Other functions are said to be obsolete. These often are given with prototypes and sometimes with substantial documentation, presumably from before the function became obsolete. This applies most notably to early HAL exports that were documented as obsolete as soon as Windows 2000. These had been generalised so that although they continue to be exported they are merely standard or default implementations that are better reached through the general (also documented) mechanism. That a function is marked above as ”obsolete” means that its page of documentation in the current reference edition is anything from slight to substantial but nonetheless includes a remark that the function is obsolete without qualification.

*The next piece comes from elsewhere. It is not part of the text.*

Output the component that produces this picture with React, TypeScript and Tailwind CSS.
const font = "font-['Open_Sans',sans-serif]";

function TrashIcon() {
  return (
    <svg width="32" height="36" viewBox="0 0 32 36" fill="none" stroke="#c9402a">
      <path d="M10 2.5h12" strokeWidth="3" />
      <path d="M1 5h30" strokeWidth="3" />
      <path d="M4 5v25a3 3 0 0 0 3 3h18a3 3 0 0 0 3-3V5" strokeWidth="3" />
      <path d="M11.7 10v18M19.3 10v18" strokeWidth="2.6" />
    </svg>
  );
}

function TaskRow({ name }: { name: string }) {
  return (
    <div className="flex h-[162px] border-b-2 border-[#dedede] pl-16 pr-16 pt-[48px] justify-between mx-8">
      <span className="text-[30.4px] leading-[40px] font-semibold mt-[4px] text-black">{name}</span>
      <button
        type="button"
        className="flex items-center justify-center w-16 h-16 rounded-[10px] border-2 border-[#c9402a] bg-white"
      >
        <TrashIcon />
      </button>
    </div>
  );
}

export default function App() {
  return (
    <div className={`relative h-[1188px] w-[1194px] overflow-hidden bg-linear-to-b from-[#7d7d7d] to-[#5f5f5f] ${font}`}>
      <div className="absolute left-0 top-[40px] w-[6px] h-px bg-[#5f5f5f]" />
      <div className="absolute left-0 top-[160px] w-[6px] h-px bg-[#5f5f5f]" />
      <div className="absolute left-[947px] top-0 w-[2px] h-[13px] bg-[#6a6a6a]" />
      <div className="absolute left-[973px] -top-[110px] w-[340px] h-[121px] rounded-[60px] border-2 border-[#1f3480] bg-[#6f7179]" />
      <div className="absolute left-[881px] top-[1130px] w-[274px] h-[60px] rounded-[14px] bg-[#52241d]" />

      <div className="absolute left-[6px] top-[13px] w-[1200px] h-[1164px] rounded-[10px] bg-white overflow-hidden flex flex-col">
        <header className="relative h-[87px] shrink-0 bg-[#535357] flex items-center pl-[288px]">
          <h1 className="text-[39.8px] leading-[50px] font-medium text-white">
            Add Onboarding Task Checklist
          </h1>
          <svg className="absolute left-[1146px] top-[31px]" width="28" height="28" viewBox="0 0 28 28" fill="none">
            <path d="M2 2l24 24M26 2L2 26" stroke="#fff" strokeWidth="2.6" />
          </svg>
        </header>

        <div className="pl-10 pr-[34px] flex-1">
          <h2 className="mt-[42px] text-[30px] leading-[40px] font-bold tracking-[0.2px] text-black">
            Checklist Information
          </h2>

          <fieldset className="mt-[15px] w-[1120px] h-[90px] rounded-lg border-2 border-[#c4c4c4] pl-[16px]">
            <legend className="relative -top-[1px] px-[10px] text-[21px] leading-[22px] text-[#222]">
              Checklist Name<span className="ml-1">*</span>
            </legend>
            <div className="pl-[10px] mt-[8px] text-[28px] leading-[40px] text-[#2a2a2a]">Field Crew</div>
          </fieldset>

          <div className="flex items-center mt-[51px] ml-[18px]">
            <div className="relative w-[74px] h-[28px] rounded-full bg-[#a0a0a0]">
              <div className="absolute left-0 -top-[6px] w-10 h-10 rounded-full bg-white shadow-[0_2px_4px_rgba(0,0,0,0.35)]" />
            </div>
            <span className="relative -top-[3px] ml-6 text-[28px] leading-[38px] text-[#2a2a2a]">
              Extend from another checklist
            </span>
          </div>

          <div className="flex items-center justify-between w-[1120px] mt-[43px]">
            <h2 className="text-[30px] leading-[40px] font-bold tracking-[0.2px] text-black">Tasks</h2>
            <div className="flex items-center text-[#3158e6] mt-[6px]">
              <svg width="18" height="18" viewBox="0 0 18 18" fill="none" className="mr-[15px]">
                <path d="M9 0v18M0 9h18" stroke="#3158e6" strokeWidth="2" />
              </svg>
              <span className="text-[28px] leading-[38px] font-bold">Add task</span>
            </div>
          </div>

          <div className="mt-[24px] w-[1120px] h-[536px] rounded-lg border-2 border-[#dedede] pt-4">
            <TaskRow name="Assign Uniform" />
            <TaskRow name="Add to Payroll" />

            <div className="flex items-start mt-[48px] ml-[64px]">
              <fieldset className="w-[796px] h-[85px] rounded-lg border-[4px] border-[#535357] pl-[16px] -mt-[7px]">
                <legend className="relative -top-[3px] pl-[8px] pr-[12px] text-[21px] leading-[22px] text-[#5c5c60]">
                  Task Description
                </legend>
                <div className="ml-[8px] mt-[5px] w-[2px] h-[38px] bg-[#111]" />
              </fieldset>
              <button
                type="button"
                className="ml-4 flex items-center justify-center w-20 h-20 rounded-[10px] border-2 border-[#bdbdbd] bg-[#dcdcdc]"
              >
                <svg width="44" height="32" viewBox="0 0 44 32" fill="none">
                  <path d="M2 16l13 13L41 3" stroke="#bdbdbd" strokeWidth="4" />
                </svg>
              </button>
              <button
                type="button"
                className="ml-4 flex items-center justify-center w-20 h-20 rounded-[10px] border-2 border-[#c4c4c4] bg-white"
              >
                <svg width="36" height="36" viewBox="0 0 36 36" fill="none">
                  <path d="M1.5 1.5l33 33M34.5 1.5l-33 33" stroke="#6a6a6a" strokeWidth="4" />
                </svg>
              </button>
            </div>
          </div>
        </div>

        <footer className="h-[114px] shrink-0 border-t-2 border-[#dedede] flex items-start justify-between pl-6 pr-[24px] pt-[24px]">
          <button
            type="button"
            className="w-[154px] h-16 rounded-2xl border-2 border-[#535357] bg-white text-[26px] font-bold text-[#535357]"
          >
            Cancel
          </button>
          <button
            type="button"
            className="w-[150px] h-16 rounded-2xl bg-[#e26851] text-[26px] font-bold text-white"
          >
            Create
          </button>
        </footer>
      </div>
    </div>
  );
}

A few functions are marked above as “declared” to indicate that although they are not formally documented in the WDK, not even as being reserved, Microsoft publishes C-language declarations of them in one or another header file. All HAL exports, whether documented or not, have link-time support in the HAL.LIB import library.

Special mention must be made of some declarations that Microsoft published with the Enterprise WDK for the 1511 release of Windows 10. In that edition, and apparently in that edition only, a subdirectory named “minwin” of what look intended as user-mode inclusions has several headers that declare functions and define structures that have little or nothing to do with user-mode programming but are a treasure trove of kernel-mode material that Microsoft has otherwise kept very much to itself for decades. Functions for which Microsoft’s names and types for arguments are known only through this plausibly accidental disclosure are marked in the table by adding “minwin” in parentheses.

Note that many HAL functions are arguably a private matter between the HAL and the kernel, and would not usefully be documented for programmers outside Microsoft’s few who work on the HAL and kernel. As a quick summary, you may care to know that just under one half of all HAL exports are documented, and the majority of these are documented as reserved or obsolete.